■ **DATA SHOWN**:
┄┄┄┄┄┄

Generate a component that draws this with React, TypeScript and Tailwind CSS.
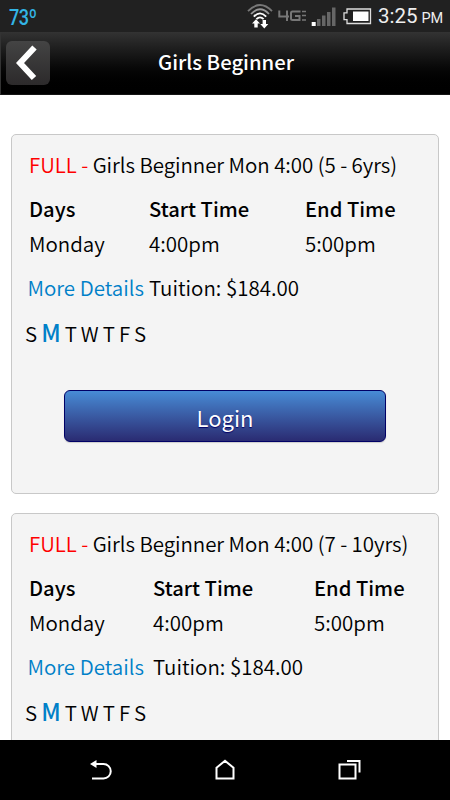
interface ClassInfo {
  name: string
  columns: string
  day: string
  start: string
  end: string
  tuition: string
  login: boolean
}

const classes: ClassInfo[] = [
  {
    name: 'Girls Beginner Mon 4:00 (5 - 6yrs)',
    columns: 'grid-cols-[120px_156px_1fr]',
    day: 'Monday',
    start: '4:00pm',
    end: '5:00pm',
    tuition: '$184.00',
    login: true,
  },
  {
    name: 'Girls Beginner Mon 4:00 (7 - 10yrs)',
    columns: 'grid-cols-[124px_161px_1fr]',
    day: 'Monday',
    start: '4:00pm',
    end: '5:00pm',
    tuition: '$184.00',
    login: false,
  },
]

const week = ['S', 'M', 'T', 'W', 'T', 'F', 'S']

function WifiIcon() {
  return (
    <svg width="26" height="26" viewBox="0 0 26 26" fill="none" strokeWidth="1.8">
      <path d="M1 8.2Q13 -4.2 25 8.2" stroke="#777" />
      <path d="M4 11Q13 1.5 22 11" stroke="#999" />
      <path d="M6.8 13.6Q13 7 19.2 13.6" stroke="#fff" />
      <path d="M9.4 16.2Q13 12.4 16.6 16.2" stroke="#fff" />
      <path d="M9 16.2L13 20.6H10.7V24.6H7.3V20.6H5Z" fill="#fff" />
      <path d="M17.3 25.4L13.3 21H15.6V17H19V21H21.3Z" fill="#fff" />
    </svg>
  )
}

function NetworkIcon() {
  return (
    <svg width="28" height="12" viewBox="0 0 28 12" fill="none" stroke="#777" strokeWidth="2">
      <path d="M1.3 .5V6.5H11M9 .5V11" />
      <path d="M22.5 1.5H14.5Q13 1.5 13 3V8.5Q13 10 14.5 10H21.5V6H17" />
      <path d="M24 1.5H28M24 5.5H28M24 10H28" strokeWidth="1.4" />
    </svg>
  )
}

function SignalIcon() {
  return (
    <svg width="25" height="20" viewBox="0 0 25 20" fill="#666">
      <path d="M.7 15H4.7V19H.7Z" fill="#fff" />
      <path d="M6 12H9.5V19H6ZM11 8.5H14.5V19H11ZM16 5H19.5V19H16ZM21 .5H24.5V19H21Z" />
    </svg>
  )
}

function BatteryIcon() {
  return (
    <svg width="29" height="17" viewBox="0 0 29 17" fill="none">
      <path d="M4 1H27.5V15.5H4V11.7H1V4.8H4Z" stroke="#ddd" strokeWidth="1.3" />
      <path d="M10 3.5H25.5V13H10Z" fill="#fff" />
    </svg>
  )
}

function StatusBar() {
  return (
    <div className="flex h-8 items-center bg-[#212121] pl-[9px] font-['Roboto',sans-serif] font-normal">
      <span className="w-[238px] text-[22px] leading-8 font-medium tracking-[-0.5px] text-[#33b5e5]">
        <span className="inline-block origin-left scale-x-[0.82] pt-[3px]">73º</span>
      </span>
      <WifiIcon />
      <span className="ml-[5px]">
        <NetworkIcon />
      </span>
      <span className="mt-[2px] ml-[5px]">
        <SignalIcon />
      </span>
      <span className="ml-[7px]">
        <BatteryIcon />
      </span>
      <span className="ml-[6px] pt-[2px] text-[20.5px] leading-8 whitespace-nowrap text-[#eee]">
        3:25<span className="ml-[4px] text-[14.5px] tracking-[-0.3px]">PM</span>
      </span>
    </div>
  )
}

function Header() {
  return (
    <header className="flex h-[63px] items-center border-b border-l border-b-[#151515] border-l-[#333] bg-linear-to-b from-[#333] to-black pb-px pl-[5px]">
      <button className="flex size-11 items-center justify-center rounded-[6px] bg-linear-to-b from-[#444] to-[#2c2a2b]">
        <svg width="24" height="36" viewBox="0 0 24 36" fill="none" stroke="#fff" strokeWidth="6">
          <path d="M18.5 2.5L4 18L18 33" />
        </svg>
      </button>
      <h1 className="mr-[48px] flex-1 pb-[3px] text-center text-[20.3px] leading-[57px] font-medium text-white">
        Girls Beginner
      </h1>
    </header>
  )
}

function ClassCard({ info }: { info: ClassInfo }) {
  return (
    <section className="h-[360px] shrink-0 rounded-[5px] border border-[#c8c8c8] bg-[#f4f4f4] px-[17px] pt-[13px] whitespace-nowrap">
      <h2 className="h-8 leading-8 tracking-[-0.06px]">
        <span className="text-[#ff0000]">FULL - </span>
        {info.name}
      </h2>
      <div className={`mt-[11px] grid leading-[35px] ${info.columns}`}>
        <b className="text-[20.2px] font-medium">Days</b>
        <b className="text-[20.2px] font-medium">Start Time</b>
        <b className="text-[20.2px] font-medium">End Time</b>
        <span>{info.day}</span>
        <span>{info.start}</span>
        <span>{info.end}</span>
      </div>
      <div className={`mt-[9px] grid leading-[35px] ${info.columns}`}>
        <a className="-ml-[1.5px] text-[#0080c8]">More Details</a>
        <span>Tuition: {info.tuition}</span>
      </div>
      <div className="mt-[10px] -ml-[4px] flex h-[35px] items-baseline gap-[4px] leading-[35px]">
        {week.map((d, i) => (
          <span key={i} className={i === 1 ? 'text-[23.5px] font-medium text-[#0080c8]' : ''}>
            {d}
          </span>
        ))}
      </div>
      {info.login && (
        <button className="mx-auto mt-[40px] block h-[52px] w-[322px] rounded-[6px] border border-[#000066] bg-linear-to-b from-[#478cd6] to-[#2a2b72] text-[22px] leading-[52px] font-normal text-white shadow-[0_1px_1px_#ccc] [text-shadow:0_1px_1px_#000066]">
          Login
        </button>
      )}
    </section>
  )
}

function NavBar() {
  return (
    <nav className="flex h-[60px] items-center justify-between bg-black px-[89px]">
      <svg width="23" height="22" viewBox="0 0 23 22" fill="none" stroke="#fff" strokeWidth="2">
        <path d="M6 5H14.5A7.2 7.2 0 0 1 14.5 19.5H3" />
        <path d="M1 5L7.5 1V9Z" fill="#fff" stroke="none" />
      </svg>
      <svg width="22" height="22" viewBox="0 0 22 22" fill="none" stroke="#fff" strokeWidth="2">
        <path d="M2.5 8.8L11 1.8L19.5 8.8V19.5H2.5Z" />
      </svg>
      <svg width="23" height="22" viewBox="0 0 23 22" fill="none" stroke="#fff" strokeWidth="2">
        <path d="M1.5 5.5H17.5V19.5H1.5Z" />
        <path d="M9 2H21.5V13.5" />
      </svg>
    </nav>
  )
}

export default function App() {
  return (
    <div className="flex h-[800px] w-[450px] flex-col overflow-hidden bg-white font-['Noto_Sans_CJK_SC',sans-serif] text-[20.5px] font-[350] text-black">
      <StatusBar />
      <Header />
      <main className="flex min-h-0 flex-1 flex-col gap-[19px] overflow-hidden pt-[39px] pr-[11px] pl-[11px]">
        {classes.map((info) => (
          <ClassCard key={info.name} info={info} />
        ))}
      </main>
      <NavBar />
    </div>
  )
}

┄┄┄┄┄┄

■ **TASK PROMPT**:
Set down again, exactly, the lines of the material above from its first line to the one with "const week = ['S', 'M', 'T', 'W', 'T', 'F', 'S']", inclusive. Leave the pictures out.

■ **WRITTEN SOLUTION**:
Generate a component that draws this with React, TypeScript and Tailwind CSS.
interface ClassInfo {
  name: string
  columns: string
  day: string
  start: string
  end: string
  tuition: string
  login: boolean
}

const classes: ClassInfo[] = [
  {
    name: 'Girls Beginner Mon 4:00 (5 - 6yrs)',
    columns: 'grid-cols-[120px_156px_1fr]',
    day: 'Monday',
    start: '4:00pm',
    end: '5:00pm',
    tuition: '$184.00',
    login: true,
  },
  {
    name: 'Girls Beginner Mon 4:00 (7 - 10yrs)',
    columns: 'grid-cols-[124px_161px_1fr]',
    day: 'Monday',
    start: '4:00pm',
    end: '5:00pm',
    tuition: '$184.00',
    login: false,
  },
]

const week = ['S', 'M', 'T', 'W', 'T', 'F', 'S']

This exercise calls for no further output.